Movie Review: What Happened to Monday (Seven Sisters)

What Happened to Monday is supported by a committed performance by Noomi Rapace, but she’s overshadowed by a Dystopian tale that wastes its intriguing premise and becomes a predictable, cliched and derivative sci-fi thriller.

In a not so distant future, where overpopulation and famine have forced governments to undertake a drastic One-Child Policy, seven identical sisters (Noomi Rapace) live a hide-and-seek existence pursued by the Child Allocation Bureau. Taught by their grandfather (Willem Dafoe) who raised and named them – Monday, Tuesday, Wednesday, Thursday, Friday, Saturday and Sunday – each can go outside once a week as their common identity, but are only free to be themselves in the prison of their own apartment. That is until, one day, Monday does not come home.

What Happened to Monday (aka Seven Sisters) tackles overpopulation to present its own take on the-planet-earth-is-doomed-sci-fi, with mediocre results.

The movie does have an interesting premise. Seven identical sisters take turns in assuming one identity, each going out depending on the day of the week they’re named after. Noomi Rapace does well enough that you don’t mind having 7 of her instead of 1.

The rote gun fights here is nothing to talk about, but the movie has gory violence to keep thrill seeking audience entertained. If you want to see Noomi fight and die in different ways, then this movie has plenty of that for you.

However, these elements are intermittently entertaining. The movie is ultimately weighed down by a story that’s too contrived to suspend disbelief yet takes itself too seriously, follows a cliched plot, and filled with cardboard characters.

It has relevant ideas but doesn’t have its own compelling vision of a repressive Dystopian regime. Its concept of overpopulation go as far as shooting scenes with a bunch of extras to present overcrowded streets. Its central logic revolves around an entire world that has forgotten about contraception or no scientist had the common sense to suggest for an unknown reason. Instead it adopts a one-child policy. Yet in a world with limited resources and draconian measures of population control, it’s easy to commit multiple identity fraud that they won’t even check why one Karen Settman is buying food that’s enough to feed 7 people.

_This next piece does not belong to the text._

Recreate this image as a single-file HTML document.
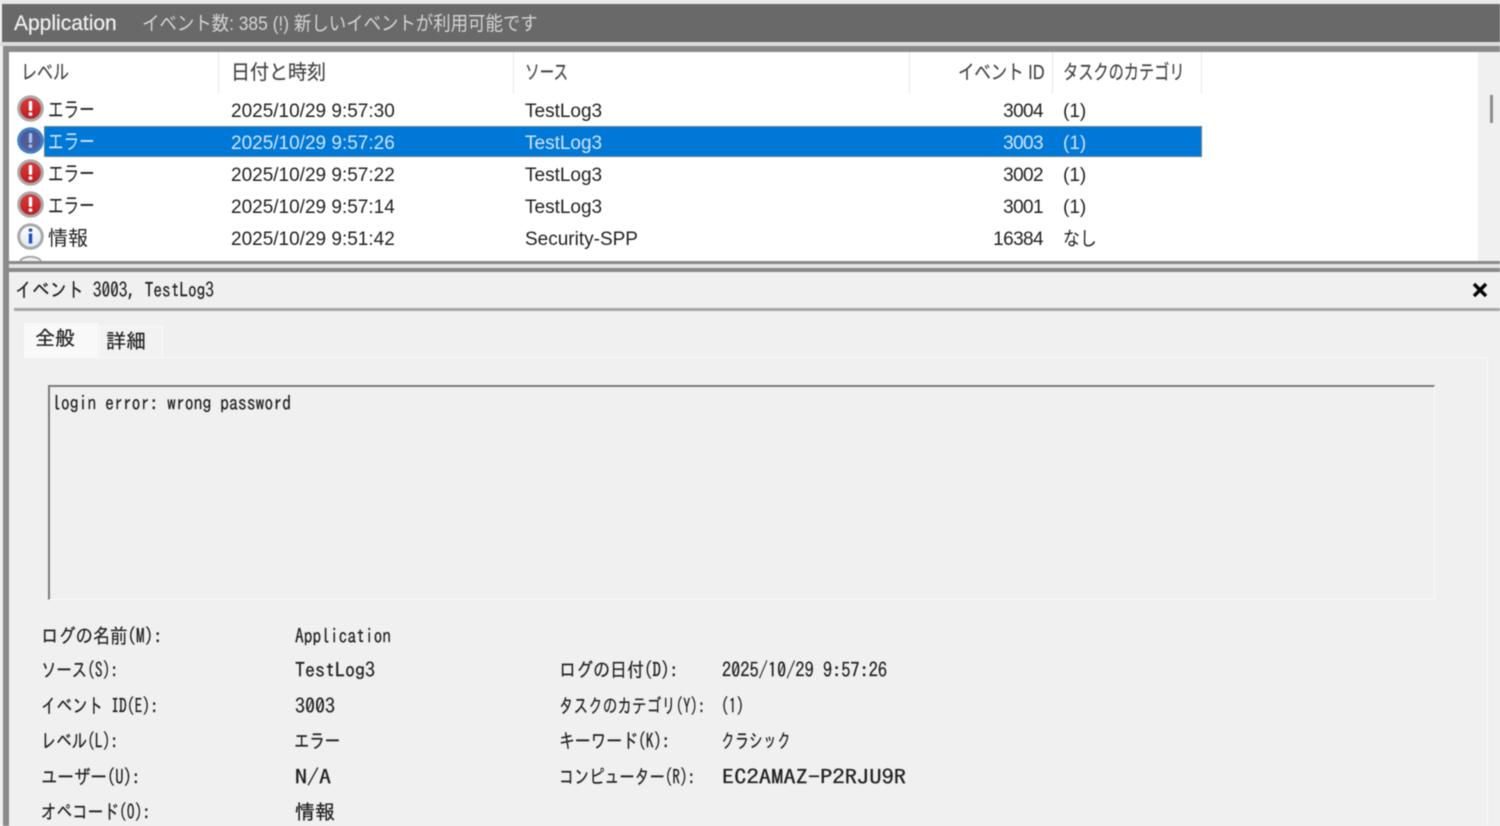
<!DOCTYPE html>
<html lang="ja"><head><meta charset="utf-8"><title>Application</title>
<style>
html,body{margin:0;padding:0;width:1500px;height:826px;overflow:hidden;background:#f0f0f0}
#r{position:relative;width:1500px;height:826px;overflow:hidden;filter:blur(.45px);font-family:"Liberation Sans","Noto Sans CJK JP",sans-serif;color:#222}
.b{position:absolute}
.t{position:absolute;white-space:nowrap;font-size:19px;line-height:24px;letter-spacing:0;transform-origin:0 50%}
.g{font-family:"IPAGothic","Liberation Sans",sans-serif;font-size:20px;line-height:24px;letter-spacing:0;color:#222;-webkit-text-stroke:.25px #222}
.w{color:#cfe4fa}
.h{color:#444;font-size:20px;-webkit-text-stroke:.2px #444}
.r{text-align:right;width:100px;letter-spacing:-.6px}
.e{transform:scaleX(.74)}
svg{position:absolute;overflow:visible}
</style></head><body><div id="r">
<div class="b" style="left:0;top:0;width:1500px;height:4px;background:#e8e8e8"></div>
<div class="b" style="left:2px;top:4px;width:1498px;height:38px;background:#696969"></div>
<div class="b" style="left:0;top:42px;width:1500px;height:4px;background:#dcdcdc"></div>
<div class="b" style="left:3px;top:46px;width:1497px;height:6px;background:#8a8a8a"></div>
<div class="b" style="left:3px;top:46px;width:6px;height:780px;background:#8a8a8a"></div>
<div class="b" style="left:9px;top:52px;width:1469px;height:209px;background:#fff"></div>
<div class="b" style="left:1478px;top:52px;width:22px;height:209px;background:#f0f0f0"></div>
<div class="b" style="left:1490px;top:95px;width:3px;height:28px;background:#8e8e8e"></div>
<div class="b" style="left:218px;top:52px;width:1px;height:41px;background:#e6e6e6"></div>
<div class="b" style="left:513px;top:52px;width:1px;height:41px;background:#e6e6e6"></div>
<div class="b" style="left:909px;top:52px;width:1px;height:41px;background:#e6e6e6"></div>
<div class="b" style="left:1052px;top:52px;width:1px;height:41px;background:#e6e6e6"></div>
<div class="b" style="left:1201px;top:52px;width:1px;height:41px;background:#e6e6e6"></div>
<div class="b" style="left:9px;top:261px;width:1491px;height:3px;background:#8a8a8a"></div>
<div class="b" style="left:9px;top:264px;width:1491px;height:4px;background:#e4e4e4"></div>
<div class="b" style="left:9px;top:268px;width:1491px;height:4px;background:#8a8a8a"></div>
<div class="b" style="left:44px;top:126px;width:1158px;height:31px;background:#0078d7;outline:1px dotted #c98a3a;outline-offset:-1px"></div>

<div class="t" style="left:14px;top:12px;color:#f0f0f0;font-size:21px;-webkit-text-stroke:.2px #f0f0f0">Application</div>
<div class="t" style="left:142px;top:12px;color:#d4d4d4;font-size:19.5px;transform:scaleX(.893)">イベント数: 385 (!) 新しいイベントが利用可能です</div>

<div class="t h" style="left:21px;top:61px;transform:scaleX(.8)">レベル</div>
<div class="t h" style="left:231px;top:61px;transform:scaleX(.95)">日付と時刻</div>
<div class="t h" style="left:525px;top:61px;transform:scaleX(.73)">ソース</div>
<div class="t h" style="left:958px;top:61px;transform:scaleX(.82)">イベント ID</div>
<div class="t h" style="left:1063px;top:61px;transform:scaleX(.76)">タスクのカテゴリ</div>

<svg style="left:0;top:0" width="60" height="270" viewBox="0 0 60 270">
<defs><linearGradient id="e" x1="0" y1="0" x2="0" y2="1"><stop offset="0" stop-color="#dc3c3e"/><stop offset="1" stop-color="#b81c20"/></linearGradient>
<linearGradient id="s" x1="0" y1="0" x2="0" y2="1"><stop offset="0" stop-color="#4a5a9c"/><stop offset="1" stop-color="#5a5f95"/></linearGradient>
<linearGradient id="n" x1="0" y1="0" x2="0" y2="1"><stop offset="0" stop-color="#fff"/><stop offset="1" stop-color="#dfe6f2"/></linearGradient></defs>
<circle cx="30.500" cy="108.500" r="11.800" fill="url(#e)" stroke="#a8a8a8" stroke-width="3"/><rect x="28.800" y="101" width="3.400" height="10" rx="1.500" fill="#fff"/><rect x="28.800" y="112.500" width="3.400" height="3.200" fill="#fff"/>
<circle cx="30.500" cy="140.500" r="11.800" fill="url(#s)" stroke="#3f7fc8" stroke-width="3"/><rect x="28.800" y="133" width="3.400" height="10" rx="1.500" fill="#9fc4ea"/><rect x="28.800" y="144.500" width="3.400" height="3.200" fill="#9fc4ea"/>
<circle cx="30.500" cy="172.500" r="11.800" fill="url(#e)" stroke="#a8a8a8" stroke-width="3"/><rect x="28.800" y="165" width="3.400" height="10" rx="1.500" fill="#fff"/><rect x="28.800" y="176.500" width="3.400" height="3.200" fill="#fff"/>
<circle cx="30.500" cy="204.500" r="11.800" fill="url(#e)" stroke="#a8a8a8" stroke-width="3"/><rect x="28.800" y="197" width="3.400" height="10" rx="1.500" fill="#fff"/><rect x="28.800" y="208.500" width="3.400" height="3.200" fill="#fff"/>
<circle cx="30.500" cy="236.500" r="11.800" fill="url(#n)" stroke="#a8a8a8" stroke-width="3"/><rect x="28.800" y="228.500" width="3.400" height="3.200" fill="#1c50b8"/><rect x="28.800" y="233.500" width="3.400" height="10" fill="#1c50b8"/>
<path d="M20 261a11 6 0 0 1 21 0" fill="#f2f2f2" stroke="#a8a8a8" stroke-width="2"/>
</svg>

<div class="t e" style="left:48px;top:99px;color:#222;font-size:21px">エラー</div>
<div class="t" style="left:231px;top:100px">2025/10/29 9:57:30</div>
<div class="t" style="left:525px;top:100px">TestLog3</div>
<div class="t r" style="left:943px;top:100px">3004</div>
<div class="t" style="left:1063px;top:100px">(1)</div>

<div class="t e w" style="left:48px;top:131px;font-size:21px">エラー</div>
<div class="t w" style="left:231px;top:132px">2025/10/29 9:57:26</div>
<div class="t w" style="left:525px;top:132px">TestLog3</div>
<div class="t w r" style="left:943px;top:132px">3003</div>
<div class="t w" style="left:1063px;top:132px">(1)</div>

<div class="t e" style="left:48px;top:163px;font-size:21px">エラー</div>
<div class="t" style="left:231px;top:164px">2025/10/29 9:57:22</div>
<div class="t" style="left:525px;top:164px">TestLog3</div>
<div class="t r" style="left:943px;top:164px">3002</div>
<div class="t" style="left:1063px;top:164px">(1)</div>

<div class="t e" style="left:48px;top:195px;font-size:21px">エラー</div>
<div class="t" style="left:231px;top:196px">2025/10/29 9:57:14</div>
<div class="t" style="left:525px;top:196px">TestLog3</div>
<div class="t r" style="left:943px;top:196px">3001</div>
<div class="t" style="left:1063px;top:196px">(1)</div>

<div class="t" style="left:48px;top:227px;font-size:20px">情報</div>
<div class="t" style="left:231px;top:228px">2025/10/29 9:51:42</div>
<div class="t" style="left:525px;top:228px">Security-SPP</div>
<div class="t r" style="left:943px;top:228px">16384</div>
<div class="t" style="left:1063px;top:228px;transform:scaleX(.89)">なし</div>

<div class="t g" style="left:15px;top:278px;transform:scaleX(.865)">イベント 3003, TestLog3</div>
<svg style="left:1472px;top:282px" width="16" height="16" viewBox="0 0 16 16"><path d="M2 2L14 14M14 2L2 14" stroke="#000" stroke-width="3.400"/></svg>
<div class="b" style="left:14px;top:308px;width:1486px;height:3px;background:#a6a6a6"></div>

<div class="b" style="left:28px;top:357px;width:1460px;height:469px;border-top:1px solid #f9f9f9;border-right:1px solid #f9f9f9;box-sizing:border-box"></div>
<div class="b" style="left:24px;top:323px;width:74px;height:35px;background:#f9f9f9"></div>
<div class="b" style="left:99px;top:326px;width:64px;height:30px;background:#f2f2f2;border:1px solid #f9f9f9;border-bottom:0;box-sizing:border-box"></div>
<div class="t g" style="left:35px;top:326px">全般</div>
<div class="t g" style="left:106px;top:329px">詳細</div>

<div class="b" style="left:48px;top:385px;width:1387px;height:215px;box-sizing:border-box;border-top:2px solid #7a7a7a;border-left:2px solid #7a7a7a;border-right:1px solid #fafafa;border-bottom:1px solid #fafafa"></div>
<div class="t g" style="left:52px;top:391px;transform:scaleX(.885)">login error: wrong password</div>

<div class="t g" style="left:41px;top:624px;transform:scaleX(.864)">ログの名前(M):</div>
<div class="t g" style="left:295px;top:624px;transform:scaleX(.873)">Application</div>
<div class="t g" style="left:41px;top:658px;transform:scaleX(.77)">ソース(S):</div>
<div class="t g" style="left:295px;top:658px">TestLog3</div>
<div class="t g" style="left:41px;top:694px;transform:scaleX(.78)">イベント ID(E):</div>
<div class="t g" style="left:295px;top:694px">3003</div>
<div class="t g" style="left:41px;top:729px;transform:scaleX(.77)">レベル(L):</div>
<div class="t g" style="left:294px;top:729px;transform:scaleX(.77)">エラー</div>
<div class="t g" style="left:41px;top:765px;transform:scaleX(.825)">ユーザー(U):</div>
<div class="t g" style="left:295px;top:765px;transform:scaleX(1.2)">N/A</div>
<div class="t g" style="left:41px;top:800px;transform:scaleX(.78)">オペコード(O):</div>
<div class="t g" style="left:295px;top:800px">情報</div>

<div class="t g" style="left:559px;top:658px;transform:scaleX(.85)">ログの日付(D):</div>
<div class="t g" style="left:722px;top:658px;transform:scaleX(.917)">2025/10/29 9:57:26</div>
<div class="t g" style="left:559px;top:694px;transform:scaleX(.73)">タスクのカテゴリ(Y):</div>
<div class="t g" style="left:721px;top:694px;transform:scaleX(.77)">(1)</div>
<div class="t g" style="left:559px;top:729px;transform:scaleX(.79)">キーワード(K):</div>
<div class="t g" style="left:721px;top:729px;transform:scaleX(.7)">クラシック</div>
<div class="t g" style="left:559px;top:765px;transform:scaleX(.756)">コンピューター(R):</div>
<div class="t g" style="left:722px;top:765px;transform:scaleX(1.227)">EC2AMAZ-P2RJU9R</div>
</div></body></html>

It doesn’t help that contrivances continue to pile up along the way, leading to a predictable plot with big holes. The movie marches to the formulaic beat of an ambitious villain covertly getting rid of an obstacle on her way to a position of greater power. The storytelling here is so derivative that you’ll know the twists 10 minutes into the movie.

The Settman siblings are up against a two-bit villain played by an underutilized Glenn Close (she’s also in a better Dystopian movie The Girl with All the Gifts). The rest of the characters are forgettable, with an awkwardly injected sex scene involving the soon to be Jafar Marwan Kenzari in the live-action Lion King reboot. Rapace does what she can to inject emotional depth into all versions of her but they’re too one-dimensional (the nerd, the rebel, the party girl etc.) that you’ll eventually lose track which weekday is on screen.

The movie ends with, well how else would a cliched story deal with a power-hungry bureaucrat?

If the script capitalized on the talent of its lead actress rather than stick her into a B-movie plot, What Happened to Monday could’ve have been an intriguing sci-fi about birth control and female agency. There’s something to be said about how a man’s scheme to protect his granddaughters end up as repressive as the world they’re fighting against. Sadly it doesn’t have the creativity nor smarts of Orphan Black.

What Happened to Monday likes to believe that it is smart with a grand statement about mankind’s future. In reality it’s a dumb sci-fi thriller that plays it safe, wasting an intriguing premise and a talented cast.